Pros: The nursing staff's overall friendliness and Dr. Pokorney's measured reactions to my condition were the most important things I got from the people at Norton. My wife only left my side for necessary errands, and even then only after I insisted to her it was okay to do so. I could not have made it through this ordeal without her support. And, whether you share my spiritual convictions or not, I know this was a test of me by a greater power and I can only conclude that God found something about my response to this test to His liking, because He spared me the surgical fate medical science had pronounced.

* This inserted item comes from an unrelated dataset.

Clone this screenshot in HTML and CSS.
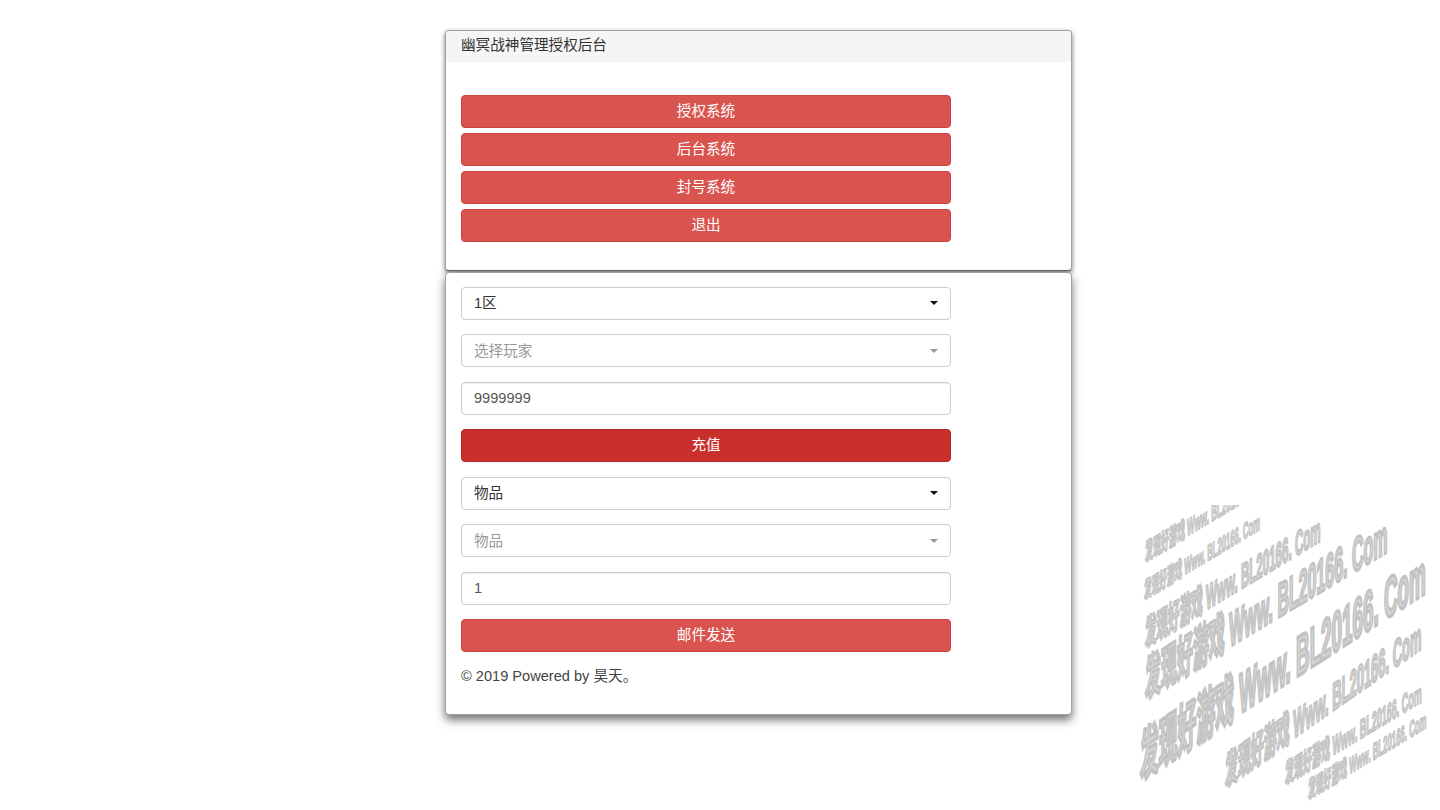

Cons: I don't care if a guy has lost a leg to flesh-eating bacteria or is suffering extraordinary pain from cancer: there should be reasonable hours of the day in which a patient's TV is turned off for the comfort of whomever is in the bed beside him. Rest is one of the most important components to any patient's recovery, and it's hard to do that when your eyes are bombarded by flashing TV lights through the night or, unlike the guy who insists on having the TV turned to Judge Judy, you can't doze off because she's too obnoxious. And, of course, I wish someone had taken me more seriously Tuesday when I tried to tell them that the antibiotics and steroids were working and that I was making tremendous progress.